You get better creative alignment. When you know what’s being measured, you stop designing for “cool” and start designing for outcomes.
For agencies, the implications are just as big. You can now plan gaming campaigns with the same level of rigor—and defensibility—as CTV or social video. This isn’t a playground anymore. It’s a boardroom channel.
🎯 Why It Had to Happen Now
There’s a reason the IAB couldn’t kick this can down the road any longer: money is moving. Big brands are shifting serious dollars into gaming environments, especially as third-party cookies die and youth audiences evaporate from traditional channels.
At the same time, the gaming ad supply chain has become a maze of walled gardens, immature SDKs, and half-baked attribution tools. Without agreed-upon metrics, fraud flourishes, performance is exaggerated, and credibility takes a hit.
This framework is a preemptive strike against that chaos—a way of saying: before this becomes the next banner ad fiasco, let’s set some ground rules.
😬 What Could Go Wrong?
Plenty. If publishers don’t adopt it, or if vendors only pay lip service, it becomes yet another well-meaning PDF that collects digital dust.
There’s also the usual industry resistance to transparency.

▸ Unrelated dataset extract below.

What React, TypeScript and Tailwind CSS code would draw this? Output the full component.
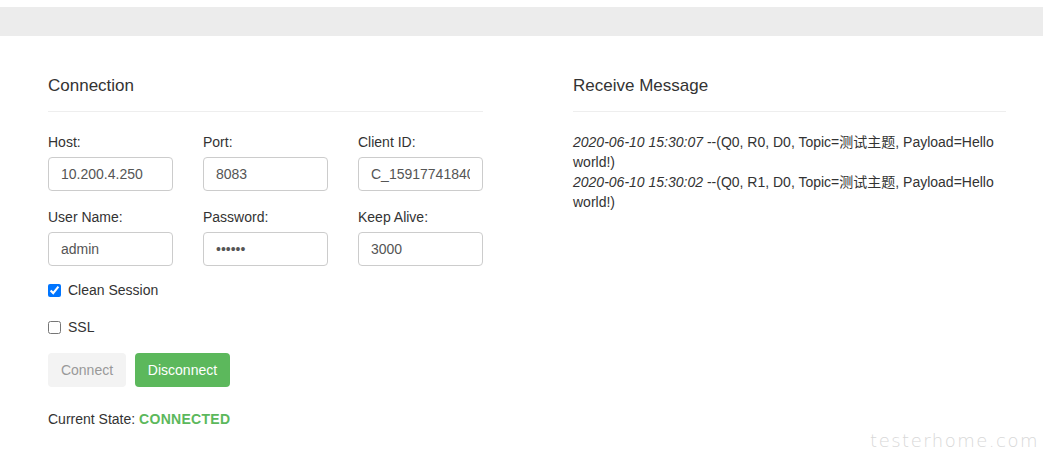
import React from 'react';

const fields = [
  [
    { label: 'Host:', value: '10.200.4.250', type: 'text' },
    { label: 'Port:', value: '8083', type: 'text' },
    { label: 'Client ID:', value: 'C_1591774184043', type: 'text' },
  ],
  [
    { label: 'User Name:', value: 'admin', type: 'text' },
    { label: 'Password:', value: 'public', type: 'password' },
    { label: 'Keep Alive:', value: '3000', type: 'text' },
  ],
];

const messages = [
  { time: '2020-06-10 15:30:07', body: ' --(Q0, R0, D0, Topic=测试主题, Payload=Hello world!)' },
  { time: '2020-06-10 15:30:02', body: ' --(Q0, R1, D0, Topic=测试主题, Payload=Hello world!)' },
];

export default function App() {
  return (
    <div className="relative min-h-screen bg-white text-[#333] text-[14px] leading-[20px] font-['Liberation_Sans','Noto_Sans_CJK_SC',sans-serif]">
      <div className="h-[7px]" />
      <div className="h-[29px] bg-[#ececec]" />

      <div className="flex gap-[90px] pl-[48px] pr-[37px] pt-[40px]">
        {/* connection form */}
        <div className="w-[435px] shrink-0">
          <h3 className="text-[17px] leading-[20px] pb-[15px] border-b border-[#eee]">Connection</h3>

          {fields.map((row, i) => (
            <div key={i} className={`flex gap-[30px] ${i === 0 ? 'mt-[20px]' : 'mt-[16px]'}`}>
              {row.map((f) => (
                <div key={f.label} className="w-[125px]">
                  <label className="block mb-[5px]">{f.label}</label>
                  <input
                    type={f.type}
                    defaultValue={f.value}
                    className="w-full h-[34px] px-[12px] border border-[#ccc] rounded-[4px] text-[#555] text-[14px] outline-none"
                  />
                </div>
              ))}
            </div>
          ))}

          <label className="flex items-center gap-[7px] mt-[14px]">
            <input type="checkbox" defaultChecked className="w-[13px] h-[13px] accent-[#0075ff]" />
            <span>Clean Session</span>
          </label>
          <label className="flex items-center gap-[7px] mt-[17px]">
            <input type="checkbox" className="w-[13px] h-[13px]" />
            <span>SSL</span>
          </label>

          <div className="flex gap-[9px] mt-[16px]">
            <button className="h-[34px] w-[78px] rounded-[4px] bg-[#f3f3f3] text-[#999]">Connect</button>
            <button className="h-[34px] w-[95px] rounded-[4px] bg-[#5cb85c] text-white">Disconnect</button>
          </div>

          <p className="mt-[22px]">
            Current State: <b className="text-[#5cb85c] tracking-[0.3px]">CONNECTED</b>
          </p>
        </div>

        {/* messages */}
        <div className="w-[433px] shrink-0">
          <h3 className="text-[17px] leading-[20px] pb-[15px] border-b border-[#eee]">Receive Message</h3>
          <div className="mt-[20px]">
            {messages.map((m) => (
              <div key={m.time}>
                <i>{m.time}</i>
                {m.body}
              </div>
            ))}
          </div>
        </div>
      </div>

      <div className="absolute right-[4px] top-[431px] text-[#d8d8d8] text-[18px] tracking-[1.5px] font-extralight font-['DejaVu_Sans',sans-serif]">
        testerhome.com
      </div>
    </div>
  );
}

Some folks benefit from ambiguity—especially if your ad spend is propping up soft metrics and overpromised outcomes. Measurement, when it’s done right, has a nasty habit of revealing who’s been bluffing.
🧠 The Real Impact: Gaming Graduates from Hobby to Strategy
Here’s the truth: this framework is about legitimization.
Gaming is no longer an “innovative placement” to brag about in case studies. It’s a core part of media strategy—and now it has the receipts to prove it.
You want parity with TV? With retail media? With CTV? Then you need to speak the same language. This framework is the dictionary.
🕵️♀️ Final Whisper
Measurement isn’t sexy. But it’s power. And now that gaming has it, expect the excuses to dry up, the pitch decks to evolve, and the budgets to follow.
Let’s see who actually starts using it… and who keeps muttering “engagement” like it still means something.
Stay Bold. Stay Curious. Know More than You Did Yesterday.